International recruitment involves searching, hiring and deploying people to another location for a position where they can perform effectively. It is usually a complex and long-drawn-out process. With over 17 years of experience in the life sciences sector, coupled with the last five years specialising in executive search for the industry, I am aware of various misconceptions about international recruitment. Some of these are false impressions arising from past scenarios or rare one-off cases which remain in people’s minds. This article aims to bust some of the common myths associated with international recruitment.

Myth: Individuals hired from overseas are “stealing” jobs from local talent

Reality: This is one of the most common myths that can be easily debunked by the fact that recruiting from overseas is more time-consuming, complicated and expensive than recruiting locally. Companies and recruitment consultancies will almost always favour recruiting individuals from a local talent pool. It is only when they cannot find a suitable match in terms of the required skill sets and qualifications that they start looking overseas.

Furthermore, rather than taking jobs away, the arrival of foreign talents, in many cases, can result in the creation of more new jobs for the local talent pool. This occurs frequently in young economies like Singapore, where international experts are brought in to head a team, build up capabilities within the organisation and then transfer knowledge and skills to the local management team. For example, a pharmaceutical multinational set up a small Research and Development unit in Singapore, recruiting the director for this operation from the US. The hiring decision was based upon his 15-year experience in bringing new drug compounds from the laboratory to market, as well as his extensive domain knowledge in a specific therapeutic area. There was no local talent available with the equivalent experience, qualifications and expertise. After bringing the director on board, the company continued to recruit another four individuals from Singapore, who worked directly under this director. As a result, these local talents were able to build up their own knowledge and capabilities.

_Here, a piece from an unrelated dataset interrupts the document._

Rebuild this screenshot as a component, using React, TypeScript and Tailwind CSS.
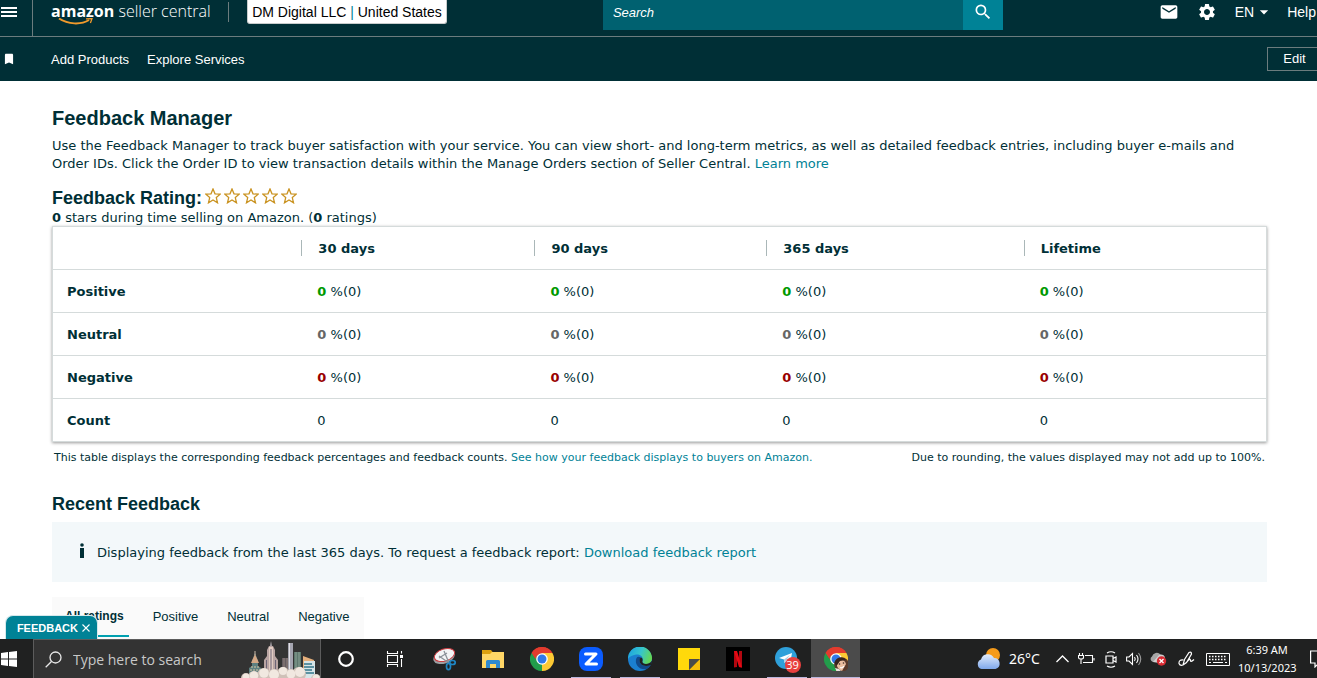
import type { ReactNode } from 'react';
import { MdBookmark, MdEmail, MdSettings, MdArrowDropDown, MdSearch } from 'react-icons/md';

const periods = ['30 days', '90 days', '365 days', 'Lifetime'];

const ratings = [
  { label: 'Positive', color: 'text-[#009900]' },
  { label: 'Neutral', color: 'text-[#666666]' },
  { label: 'Negative', color: 'text-[#990000]' },
];

function SellerLogo() {
  return (
    <a href="#" className="block w-[159px] whitespace-nowrap text-white">
      <span className="block h-[18px] font-['Open_Sans'] text-[16px] leading-[22px]">
        <b>amazon</b> <span className="font-['Open_Sans'] font-light">seller central</span>
      </span>
      <svg width="50" height="8" viewBox="0 0 50 8" fill="none">
        <path d="M8 .5C17 6.500 30 7 38 2" stroke="#f19a2c" strokeWidth="2" />
        <path d="M35 .8L41 .6L39.4 5" stroke="#f19a2c" strokeWidth="1.3" />
      </svg>
    </a>
  );
}

function Header() {
  return (
    <header className="bg-[#002f36] font-['Liberation_Sans',sans-serif] text-white">
      <div className="flex h-[37px] items-start justify-between border-b border-[#6b7c7e]">
        <div className="flex items-start">
          <button aria-label="Menu" className="flex h-9 w-[33px] items-start border-r border-[#6b7c7e] pt-[7px] pl-px">
            <svg width="16" height="11" viewBox="0 0 16 11" fill="#fff">
              <rect width="16" height="2" />
              <rect y="4" width="16" height="2" />
              <rect y="8" width="16" height="2" />
            </svg>
          </button>
          <div className="pl-[18px]">
            <SellerLogo />
          </div>
          <span className="mt-[2px] mr-[18px] ml-[18px] h-5 w-px bg-[#6b7c7e]" />
          <button className="h-6 w-[200px] rounded-b-[3px] border border-t-0 border-[#c8cccc] bg-white pt-px text-[14px] whitespace-nowrap text-black">
            <span className="font-medium">DM Digital LLC</span> <span className="text-[#008296]">|</span> United States
          </button>
        </div>
        <form className="flex h-[30px]">
          <input
            aria-label="Search"
            placeholder="Search"
            className="w-[360px] bg-[#006170] px-[10px] pb-1 text-[13px] italic placeholder:text-white"
          />
          <button aria-label="Submit search" type="button" className="flex w-10 justify-center bg-[#008296] pt-[2px]">
            <MdSearch size={20} />
          </button>
        </form>
        <div className="flex h-6 items-center pr-px text-[14px]">
          <button aria-label="Messages" className="mr-[18px]">
            <MdEmail size={20} />
          </button>
          <button aria-label="Settings" className="mr-[18px]">
            <MdSettings size={20} />
          </button>
          <button className="mr-[13px] flex items-center">
            EN
            <MdArrowDropDown size={20} />
          </button>
          <a href="#">Help</a>
        </div>
      </div>
      <div className="flex h-11 items-center text-[13px]">
        <button aria-label="Bookmarks" className="w-[51px] pl-[2px]">
          <MdBookmark size={14} />
        </button>
        <nav className="flex gap-[18px] pt-[2px]">
          <a href="#">Add Products</a>
          <a href="#">Explore Services</a>
        </nav>
        <button className="ml-auto h-6 w-[50px] border border-r-0 border-[#6b7c7e] pl-1">Edit</button>
      </div>
    </header>
  );
}

function Stars() {
  return (
    <span className="flex gap-[3px] pb-1" role="img" aria-label="0 out of 5 stars">
      {[1, 2, 3, 4, 5].map((n) => (
        <svg key={n} width="16" height="16" viewBox="0 0 16 16" fill="none" stroke="#c9921f" strokeWidth="1.3">
          <path d="M8 1L10 5.800L15.200 6.200L11.300 9.600L12.500 14.800L8 12L3.500 14.800L4.700 9.600L.8 6.200L6 5.800Z" />
        </svg>
      ))}
    </span>
  );
}

function RatingTable() {
  return (
    <table className="w-full table-fixed border-collapse text-left shadow-[0_1px_3px_rgba(0,0,0,0.4)]">
      <colgroup>
        <col className="w-[20.5%]" />
        <col className="w-[19.2%]" />
        <col className="w-[19.1%]" />
        <col className="w-[21.2%]" />
        <col className="w-[20%]" />
      </colgroup>
      <thead>
        <tr className="h-[43px] border border-[#d5dbdb]">
          <td />
          {periods.map((period) => (
            <th key={period} scope="col">
              <span className="flex items-center">
                <span className="mr-4 h-4 w-px bg-[#aab7b8]" />
                <span className="pt-[2px]">{period}</span>
              </span>
            </th>
          ))}
        </tr>
      </thead>
      <tbody>
        {ratings.map((row) => (
          <tr key={row.label} className="h-[43px] border border-[#d5dbdb]">
            <th scope="row" className="pt-[2px] pl-[14px]">{row.label}</th>
            {periods.map((period) => (
              <td key={period} className="pt-[2px] pl-4">
                <b className={row.color}>0</b> %(0)
              </td>
            ))}
          </tr>
        ))}
        <tr className="h-[43px] border border-[#d5dbdb]">
          <th scope="row" className="pt-[2px] pl-[14px]">Count</th>
          {periods.map((period) => (
            <td key={period} className="pt-[2px] pl-4">0</td>
          ))}
        </tr>
      </tbody>
    </table>
  );
}

function Skyline() {
  return (
    <svg width="80" height="38" viewBox="0 0 80 38">
      <path d="M9 38V28L12 26V21L15 13L18 21V26L21 28V38Z" fill="#5d7f80" />
      <path d="M11 23L15 14L19 23Z" fill="#d5a886" />
      <path d="M15 11V15" stroke="#c8b8a8" />
      <path d="M11 27H20M10 30H20M10 33H20" stroke="#d9c7a2" strokeDasharray="2 1" />
      <path d="M30 8L31 1L32 8Z" fill="#d8cfd8" />
      <path d="M24 38V20L27 16V10L29 6H33L35 10V16L38 20V38Z" fill="#b9a5a3" />
      <path d="M29 7H33V38H29Z" fill="#e0cbc2" />
      <path d="M26.500 20V38M31 9V38M35.500 20V38" stroke="#6d6577" />
      <rect x="42" y="18" width="8" height="16" fill="#655c61" />
      <path d="M44 18V34M47 18V34" stroke="#91817d" />
      <rect x="48" y="3" width="5" height="30" fill="#a5a5b0" />
      <path d="M49.500 3V33" stroke="#e2dfe4" />
      <rect x="54" y="12" width="7" height="22" fill="#5d776d" />
      <path d="M56 12V34M59 12V34" stroke="#8ca497" />
      <path d="M63 22V16L74 20V38H63Z" fill="#e6b07c" />
      <rect x="64" y="21" width="11" height="17" fill="#d7e5e8" />
      <path d="M64 24H72M64 27H74M64 30H72M64 33H74" stroke="#34778b" strokeWidth="1.5" />
      <g fill="#cfc1b8">
        <circle cx="6" cy="38" r="5" />
        <circle cx="14" cy="37" r="6" />
        <circle cx="24" cy="35" r="7" />
        <circle cx="34" cy="36" r="7" />
        <circle cx="43" cy="33" r="6" />
        <circle cx="51" cy="35" r="6" />
        <circle cx="59" cy="34" r="7" />
        <circle cx="76" cy="39" r="5" />
      </g>
      <g fill="#f1e8e0">
        <circle cx="6" cy="37" r="3.500" />
        <circle cx="14" cy="35.500" r="4.300" />
        <circle cx="24" cy="33" r="4.800" />
        <circle cx="34" cy="34.500" r="5" />
        <circle cx="43" cy="31" r="4" />
        <circle cx="51" cy="34" r="4.500" />
        <circle cx="60" cy="32" r="5" />
        <circle cx="76" cy="38" r="3.500" />
      </g>
    </svg>
  );
}

function ChromeIcon({ children }: { children?: ReactNode }) {
  return (
    <svg width="24" height="24" viewBox="0 0 24 24">
      <path d="M12 12L1.6 6A12 12 0 0 1 22.4 6Z" fill="#e33b2e" />
      <path d="M12 12L22.4 6A12 12 0 0 1 12 24Z" fill="#fcc934" />
      <path d="M12 12V24A12 12 0 0 1 1.6 6Z" fill="#229d4b" />
      <path d="M12 6H22.4L17 15L12 24L17 14Z" fill="#fcc934" />
      <path d="M1.6 6L7 15L12 17.5L11 6Z" fill="#229d4b" />
      <path d="M1.6 6A12 12 0 0 1 22.4 6H12L7 9L5.5 12Z" fill="#e33b2e" />
      <circle cx="12" cy="12" r="5.8" fill="#fff" />
      <circle cx="12" cy="12" r="4.5" fill="#3079e8" />
      {children}
    </svg>
  );
}

function TaskItem({ label, open, active, children }: { label: string; open?: boolean; active?: boolean; children: ReactNode }) {
  return (
    <button
      aria-label={label}
      className={`flex h-[39px] w-[49px] items-center justify-center pt-[2px] ${active ? 'bg-[#4b4b4b]' : ''}`}
    >
      <span
        className={`flex h-full items-center justify-center border-b ${active ? 'w-full' : 'w-10'} ${
          open ? 'border-[#b9b5dc]' : 'border-transparent'
        }`}
      >
        {children}
      </span>
    </button>
  );
}

function Taskbar() {
  return (
    <footer className="flex h-[39px] shrink-0 items-center overflow-hidden bg-[#202121] font-['Open_Sans',sans-serif] text-white">
      <button aria-label="Start" className="w-[33px] shrink-0 pl-px">
        <svg width="16" height="16" viewBox="0 0 16 16" fill="#fff">
          <path d="M0 2L7 1V7.5H0ZM8 .9L16 0V7.5H8ZM0 8.5H7V15L0 14ZM8 8.5H16V16L8 15.1Z" />
        </svg>
      </button>
      <label className="flex h-[39px] w-72 shrink-0 items-center border border-b-0 border-[#5c5c5c] bg-[#333333] pl-[11px]">
        <svg width="17" height="17" viewBox="0 0 17 17" fill="none" stroke="#e8e8e8" strokeWidth="1.3">
          <circle cx="10.5" cy="6.5" r="5.5" />
          <path d="M6.5 10.5L.7 16.3" />
        </svg>
        <input
          aria-label="Type here to search"
          placeholder="Type here to search"
          className="ml-[11px] w-[150px] bg-transparent text-[14px] placeholder:text-[#c8c8c8]"
        />
        <span className="ml-auto">
          <Skyline />
        </span>
      </label>
      <TaskItem label="Cortana">
        <svg width="16" height="16" viewBox="0 0 16 16" fill="none" stroke="#fff" strokeWidth="2.2">
          <circle cx="8" cy="8" r="6.8" />
        </svg>
      </TaskItem>
      <TaskItem label="Task View">
        <svg width="18" height="16" viewBox="0 0 18 16" fill="none" stroke="#fff" strokeWidth="1.1">
          <path d="M1.5 0V2.5H11.5V0M1.5 16V13.5H11.5V16M1.5 4.5H11.5V11.5H1.5ZM15.5 0V2.5M15.5 8V16" />
          <path d="M14 4H17V7H14Z" fill="#fff" stroke="none" />
        </svg>
      </TaskItem>
      <TaskItem label="Snipping Tool">
        <svg width="24" height="24" viewBox="0 0 24 24" fill="none">
          <ellipse cx="12" cy="10" rx="11" ry="6.5" transform="rotate(-18 12 10)" fill="#9c9fa3" />
          <ellipse cx="12.5" cy="8" rx="10.5" ry="6" transform="rotate(-18 12.5 8)" fill="#f3f4f5" stroke="#cc3d42" />
          <path d="M7 11L15 6M12 4L17 16M7 9L17 16" stroke="#8b9299" strokeWidth="1.3" />
          <ellipse cx="16.5" cy="19.5" rx="2" ry="3.2" stroke="#1f86c4" strokeWidth="1.7" />
          <ellipse cx="20.5" cy="15.5" rx="2.7" ry="2" stroke="#1f86c4" strokeWidth="1.7" />
        </svg>
      </TaskItem>
      <TaskItem label="File Explorer">
        <svg width="22" height="19" viewBox="0 0 22 19">
          <path d="M0 0H9L11 2.5H21V6H0Z" fill="#dda10f" />
          <path d="M0 4H8L10 2H22V18H0Z" fill="#ffd766" />
          <path d="M4 18V11.5Q4 10 5.5 10H16.500Q18 10 18 11.500V18H14V14H8V18Z" fill="#2f8ad0" />
        </svg>
      </TaskItem>
      <TaskItem label="Chrome">
        <ChromeIcon />
      </TaskItem>
      <TaskItem label="Zoom" open>
        <svg width="24" height="24" viewBox="0 0 24 24" fill="none">
          <rect width="24" height="24" rx="8" fill="#0b5cff" />
          <path d="M6.500 7H17L7 17H17.500" stroke="#fff" strokeWidth="3" strokeLinejoin="round" strokeLinecap="round" />
        </svg>
      </TaskItem>
      <TaskItem label="Edge" open>
        <svg width="24" height="24" viewBox="0 0 24 24">
          <defs>
            <linearGradient id="edgeTop" x1="0" x2="1" y1=".3" y2=".6">
              <stop offset="0" stopColor="#1ea4e0" />
              <stop offset=".5" stopColor="#36c5cd" />
              <stop offset="1" stopColor="#67d94e" />
            </linearGradient>
          </defs>
          <circle cx="12" cy="12" r="12" fill="#1b7fd0" />
          <path d="M0 12A12 12 0 0 1 24 11C24 15 21 17 18 17C15 17 14 15.500 14.500 14C16 10 12 7 8 7.500C4 8 1 10 0 12Z" fill="url(#edgeTop)" />
          <path d="M8.500 11C6 17 11 23 18 22.300C20.500 21 22 19.500 23 17.500C19 20 12 19 11.500 14C11.400 12 12.500 11 13 10.500C11 9.500 9.500 9.500 8.500 11Z" fill="#114a8b" />
          <path d="M11.500 13.500C11.500 18 17 20.500 23 17.700L24.500 13C23 16 20 17 18 17C15 17 14 15.500 14.500 14C15 12 14 10.500 13 10.500C12 11 11.500 12 11.500 13.500Z" fill="#202121" />
        </svg>
      </TaskItem>
      <TaskItem label="Sticky Notes">
        <svg width="22" height="22" viewBox="0 0 22 22">
          <path d="M0 0H22V11H11V22H0Z" fill="#ffd90b" />
          <path d="M11 11H22L11 22Z" fill="#4a4a4a" />
          <path d="M22 11V22H11Z" fill="#f5bd0b" />
        </svg>
      </TaskItem>
      <TaskItem label="Netflix">
        <svg width="24" height="24" viewBox="0 0 24 24">
          <rect width="24" height="24" fill="#000" />
          <path d="M8 4H11V20L8 20.500ZM13 4H16V20.500L13 20Z" fill="#b20710" />
          <path d="M8 4H11L16 20.500L13 20Z" fill="#e50914" />
        </svg>
      </TaskItem>
      <TaskItem label="Telegram" open>
        <span className="relative">
          <svg width="24" height="24" viewBox="0 0 24 24">
            <circle cx="11" cy="11" r="11" fill="#2fa0da" />
            <path d="M4 11L17 6L15 17L11.500 14L9.500 16L9 12.500Z" fill="#fff" />
            <path d="M9 12.500L15 8L11 13.500L9.500 16Z" fill="#a9cfe6" />
          </svg>
          <span className="absolute top-[10px] left-[10px] h-4 w-4 rounded-full bg-[#e8403f] text-center text-[11px] leading-4">39</span>
        </span>
      </TaskItem>
      <TaskItem label="Chrome profile" open active>
        <ChromeIcon>
          <circle cx="17.500" cy="17.500" r="7.300" fill="#5b3a2b" />
          <path d="M12 16C14 11 21 12 22 17L18 24C14 22 13 20 12 16Z" fill="#ecbfa0" />
          <path d="M10.500 16C12 10 19 9 22 13L16 14L12.500 19Z" fill="#37241d" />
          <circle cx="15.500" cy="17" r=".8" fill="#402a24" />
          <circle cx="19.500" cy="16" r=".8" fill="#402a24" />
          <path d="M16 20.500Q18.500 21.500 20 19" fill="none" stroke="#fff" strokeWidth="1.200" />
          <path d="M11 21L15 22L18 25H13Z" fill="#e6e2df" />
        </ChromeIcon>
      </TaskItem>

      <div className="ml-auto flex shrink-0 items-center pt-px">
        <svg width="25" height="22" viewBox="0 0 25 22">
          <defs>
            <linearGradient id="cloud" x1="0" x2="0" y1="0" y2="1">
              <stop offset="0" stopColor="#e3edfc" />
              <stop offset="1" stopColor="#7fa8eb" />
            </linearGradient>
          </defs>
          <circle cx="17" cy="7" r="7" fill="#f59b1b" />
          <path d="M5.500 21A5 5 0 0 1 5 11.500A7 7 0 0 1 18 10A5.600 5.600 0 0 1 19.500 21Z" fill="url(#cloud)" />
        </svg>
        <span className="ml-2 w-[30px] text-[14px] leading-5 whitespace-nowrap font-['Noto_Sans']">26°C</span>
        <svg className="ml-[17px]" width="13" height="8" viewBox="0 0 13 8" fill="none" stroke="#fff" strokeWidth="1.300">
          <path d="M.5 7L6.500 1L12.500 7" />
        </svg>
        <svg className="ml-[9px]" width="17" height="12" viewBox="0 0 17 12" fill="none" stroke="#fff" strokeWidth="1.100">
          <path d="M7 2.500H14.500V9.500H5M16 5V7.500M1.500 0V2.500M4.500 0V2.500M.5 2.500H5.500V4.500Q5.500 6 3 6Q.5 6 .5 4.500ZM3 6V11" />
        </svg>
        <svg className="ml-[10px]" width="12" height="17" viewBox="0 0 12 17" fill="none" stroke="#fff" strokeWidth="1.200">
          <path d="M1 5H8V12H1ZM8 7.500L11 6V11L8 9.500M2 2Q6 -.5 10 2M2 15Q6 17.500 10 15" />
        </svg>
        <svg className="ml-[9px]" width="16" height="14" viewBox="0 0 16 14" fill="none" stroke="#fff" strokeWidth="1.100">
          <path d="M.6 5H3L6.500 1.500V12.500L3 9H.6ZM8.500 5Q10 7 8.500 9M10.500 3Q13.500 7 10.500 11" />
          <path d="M12.500 1Q17 7 12.500 13" stroke="#999" />
        </svg>
        <svg className="ml-2" width="17" height="14" viewBox="0 0 17 14">
          <path d="M3 10A3 3 0 0 1 2 4.500A5 5 0 0 1 10.500 2.500L14 6L9 10Z" fill="#a6a6a6" />
          <path d="M3 10L9 3A4 4 0 0 1 15 7L9 11Z" fill="#d1d1d1" />
          <circle cx="11.500" cy="9" r="4.700" fill="#d92a32" />
          <path d="M9.500 7L13.500 11M13.500 7L9.500 11" stroke="#fff" strokeWidth="1.300" />
        </svg>
        <svg className="ml-[11px]" width="17" height="17" viewBox="0 0 17 17" fill="none" stroke="#fff" strokeWidth="1.200">
          <path d="M5 14L6.500 8.500L11 1.500Q13.500 .5 13.500 3L8.500 11.500L5 14M5.500 9Q.5 8.500 1 12.500Q2 15 5 14M8.500 11.500Q12 6.500 12.500 9Q12 12 16 8.500" />
        </svg>
        <svg className="ml-[11px]" width="24" height="13" viewBox="0 0 24 13" fill="none" stroke="#fff">
          <path d="M.5 .5H23.500V12.500H.5Z" />
          <path d="M3 3.500H21M3 6.500H21" strokeWidth="1.500" strokeDasharray="1.500 1.500" />
          <path d="M3 9.500H5M7 9.500H17M19 9.500H21" />
        </svg>
        <time className="ml-2 w-[58px] text-center font-['Noto_Sans'] text-[11px] leading-[18px] whitespace-nowrap">
          6:39 AM
          <br />
          10/13/2023
        </time>
        <svg className="ml-[14px]" width="7" height="18" viewBox="0 0 7 18" fill="none" stroke="#fff" strokeWidth="1.200">
          <path d="M8 1H.6V13H5V17L8 14" />
        </svg>
      </div>
    </footer>
  );
}

export default function App() {
  return (
    <div className="flex h-screen flex-col overflow-hidden bg-white">
      <Header />
      <main className="relative min-h-0 flex-1 overflow-hidden pt-6 pr-[50px] pl-[52px] font-['DejaVu_Sans',Verdana,sans-serif] text-[13px] leading-[18px] text-[#002f36]">
        <h1 className="font-['Liberation_Sans'] text-[20px] leading-[26px] font-bold">Feedback Manager</h1>
        <p className="mt-[6px]">
          Use the Feedback Manager to track buyer satisfaction with your service. You can view short- and long-term
          metrics, as well as detailed feedback entries, including buyer e-mails and Order IDs. Click the Order ID to
          view transaction details within the Manage Orders section of Seller Central.{' '}
          <a href="#" className="text-[#008296]">Learn more</a>
        </p>
        <div className="mt-[15px] flex h-5 items-center gap-[3px]">
          <h2 className="font-['Liberation_Sans'] text-[18px] leading-5 font-bold">Feedback Rating:</h2>
          <Stars />
        </div>
        <p className="h-[18px] leading-5">
          <b>0</b> stars during time selling on Amazon. (<b>0</b> ratings)
        </p>
        <RatingTable />
        <div className="mt-2 flex justify-between px-[2px] text-[11px] leading-4">
          <p>
            This table displays the corresponding feedback percentages and feedback counts.{' '}
            <a href="#" className="text-[#008296]">See how your feedback displays to buyers on Amazon.</a>
          </p>
          <p>Due to rounding, the values displayed may not add up to 100%.</p>
        </div>
        <h2 className="mt-7 font-['Liberation_Sans'] text-[18px] leading-5 font-bold">Recent Feedback</h2>
        <div className="mt-2 flex h-[60px] items-center bg-[#f3f8fa] pl-[27px]">
          <svg width="6" height="18" viewBox="0 0 6 18" fill="#002f36" className="mr-3">
            <circle cx="3" cy="2" r="1.800" />
            <path d="M1 5H5V15H1Z" />
          </svg>
          <p className="pt-[2px]">
            Displaying feedback from the last 365 days. To request a feedback report:{' '}
            <a href="#" className="text-[#008296]">Download feedback report</a>
          </p>
        </div>
        <div className="mt-[15px] flex h-12 w-[312px] gap-[19px] bg-[#fafafa] px-2 font-['Liberation_Sans'] text-[13px] leading-5 whitespace-nowrap">
          <button className="h-10 border-b-2 border-[#00a0b0] px-[5px] text-[12px] font-bold">All ratings</button>
          <button className="h-10 px-[5px]">Positive</button>
          <button className="h-10 px-[5px]">Neutral</button>
          <button className="h-10 px-[5px]">Negative</button>
        </div>
        <button className="absolute bottom-0 left-[5px] flex h-6 w-[93px] items-center justify-end gap-1 rounded-t-lg border border-b-0 border-[#d5e8eb] bg-[#008296] pr-[7px] font-['Liberation_Sans'] text-[11px] font-bold text-white">
          FEEDBACK
          <svg width="8" height="8" viewBox="0 0 8 8" stroke="#fff" strokeWidth="1.100">
            <path d="M.5 .5L7.500 7.500M7.500 .5L.5 7.500" />
          </svg>
        </button>
      </main>
      <Taskbar />
    </div>
  );
}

Myth: A local talent can do the job as well as, or even better than a foreign talent

Reality: This issue is closely related to the first myth and often the two go hand-in-hand. As in the earlier situation, if recruiters can find a local talent with the right qualifications and experience, he or she will likely be offered the job. However, recruiters will have to look internationally if there is no suitable local match. In particular, for most high technology industries, recruiting at the senior management level has unique requirements. For example, in terms of education qualifications, companies often look for candidates with a PhD qualification in a specific discipline. In addition, they often require candidates with rich experience and a solid track record in the key tasks that they will be responsible for within their new position. As can be expected, finding such an individual in Singapore’s small local manpower pool is very difficult. This is when international recruitment becomes necessary.

Myth: Expatriate salary packages are over-inflated and a waste of company resources

Reality: Expatriate salary packages vary according to the company and industry. However in Singapore, one trend is clear – fewer and fewer companies are offering entire expatriate packages, which can be costly, as they include housing, children’s education and other perks. In addition, for developed cities such as Singapore, where standards of living are high, companies are unlikely to provide “hardship” allowances. Another emerging trend is the changing face of expats. In the past, these workers were older and more senior individuals who came to Singapore with their families on hefty packages. These days they are more likely to be young and single individuals being brought in at a much lower cost, with many of them accepting local packages. As businesses are rapidly becoming more cost-conscious, we are also seeing cases of companies repatriating expats and replacing them with local talents.

Myth: Singaporean talents are not able to become expatriates

Reality: This myth is rapidly evaporating as more Singaporeans venture overseas, where they are hired as expatriates in other countries. Top regional countries favoured by Singaporean expats include China, Indonesia and Vietnam, due to similarities in languages, work culture and strong business potential. Being brought up in Singapore’s multi-cultural and multi-lingual landscape, most Singaporeans find it easy to relocate and adapt to other countries in the region. Furthermore, their good work attitudes and international outlook often make Singaporeans a favourite among employers. Another noticeable trend that is emerging within the international life sciences scene is that many organisations are keen to hire talents that have experience working in Asia. Such companies frequently look favourably on hiring Singaporeans for regional or even headquarter positions.

Myth: Foreign expatriates are usually posted for a short period of time, and have no commitment to their host country or local job

Reality: Out of all the myths listed, this one may seem closest to the truth, as nowadays life-long job commitments to one profession are rare, let alone having the commitment to stay in a single company or country. However, it should be noted that the majority of expatriate positions are typically for a specified period of time, ranging from several months to a few years. During this time, foreign expats are fully committed to achieving the goals set by the company, for the specified position. In doing so, they are helping to strengthen and further develop the long-term capabilities of the host country.

Acquiring and deploying the right talent for the right job at the right location remains crucial for companies to grow and succeed. With more individuals becoming global citizens and more companies expanding into markets worldwide, international recruitment activities will increase. However, rather than a threat to people’s livelihoods, international recruitment presents a multitude of opportunities for the individual, the industry and the country. It is an opportunity for transferring skills and know-how. It is an opportunity for strengthening industry capabilities and innovation. It is also an opportunity for bridging diverse cultural perspectives and bringing nations closer.